[Mesa-dev] [PATCH] i965: Use NIR by default for vertex shaders on GEN8+

Fri May 8 10:08:35 PDT 2015

On Fri, May 8, 2015 at 3:27 AM, Kenneth Graunke <kenneth at whitecape.org> wrote:
> On Thursday, May 07, 2015 06:17:46 PM Matt Turner wrote:
>> On Thu, May 7, 2015 at 4:50 PM, Jason Ekstrand <jason at jlekstrand.net> wrote:
>> > GLSL IR vs. NIR shader-db results for SIMD8 vertex shaders on Broadwell:
>> >
>> >    total instructions in shared programs: 2724483 -> 2711790 (-0.47%)
>> >    instructions in affected programs:     1860859 -> 1848166 (-0.68%)
>> >    helped:                                4387
>> >    HURT:                                  4758
>> >    GAINED:                                1499
>> >
>> > The gained programs are ARB vertext programs that were previously going
>> > through the vec4 backend.  Now that we have prog_to_nir, ARB vertex
>> > programs can go through the scalar backend so they show up as "gained" in
>> > the shader-db results.
>>
>> Again, I'm kind of confused and disappointed that we're just okay with
>> hurting 4700 programs without more analysis. I guess I'll go do
>> that...
>
> I took a stab at that tonight.  The good news is, the majority of the
> hurt is pretty stupid.  Indirect uniform address calculations involve
> a lot of integer multiplication by 4.
>
> For whatever reason, we're getting 4*x instead of x*4, which doesn't
> support immediates.  So we get:
>
>     MOV tmp 4
>     MUL dst tmp x
>
> Normally, constant propagation would commute the operands, giving us
> "MUL dst x 4" like we want.  But it sees integer multiplication and
> chickens out, due to the asymmetry on some platforms.

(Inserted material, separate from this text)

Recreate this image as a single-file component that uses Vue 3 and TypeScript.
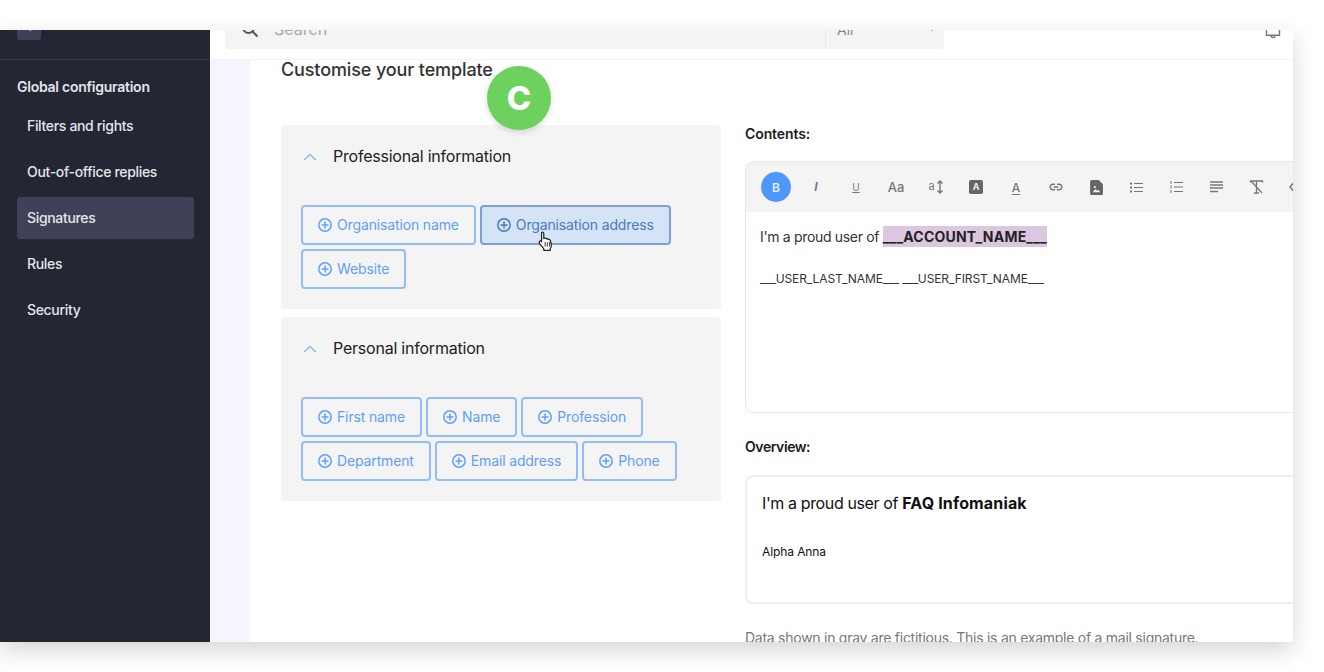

Right.  I just sent out a patch that puts immediates in src1 for
commutative ALU ops at the emit stage.  We probably still want to do
something in constant propagation in case we can fold something, but
it fixes the problem for now.  It also helps even more than the
shifting patch.

I don't know.  Maybe we just want to make constant propagation do the
right thing on BDW+.  Matt?
--jason

> I think we can extend that - on Broadwell it should work fine, and
> might work fine for 16-bit immediates on Gen7 and Cherryview, too.
>
> Alternatively, I wrote a nir_opt_algebraic_late optimization that turns
> 4*x into x << 2, which works around the problem, and is also apparently
> much better for R600.
>
> Statistics on the shift patch are:
>
>     total instructions in shared programs: 7432587 -> 7388982 (-0.59%)
>     instructions in affected programs:     1360411 -> 1316806 (-3.21%)
>     helped:                                5772
>     HURT:                                  0
>
> Statistics for GLSL IR vs. NIR+(4*x => x << 2):
>
>     total instructions in shared programs: 7232451 -> 7175983 (-0.78%)
>     instructions in affected programs:     1586917 -> 1530449 (-3.56%)
>     helped:                                5780
>     HURT:                                  1654
>
> which is much better.
>
> Looking at a couple of the shaders that are still worse off...it looks
> like a ton of Source shaders used to do MUL/ADD with an attribute and
> two immediates, and now are doing MOV/MOV/MAD.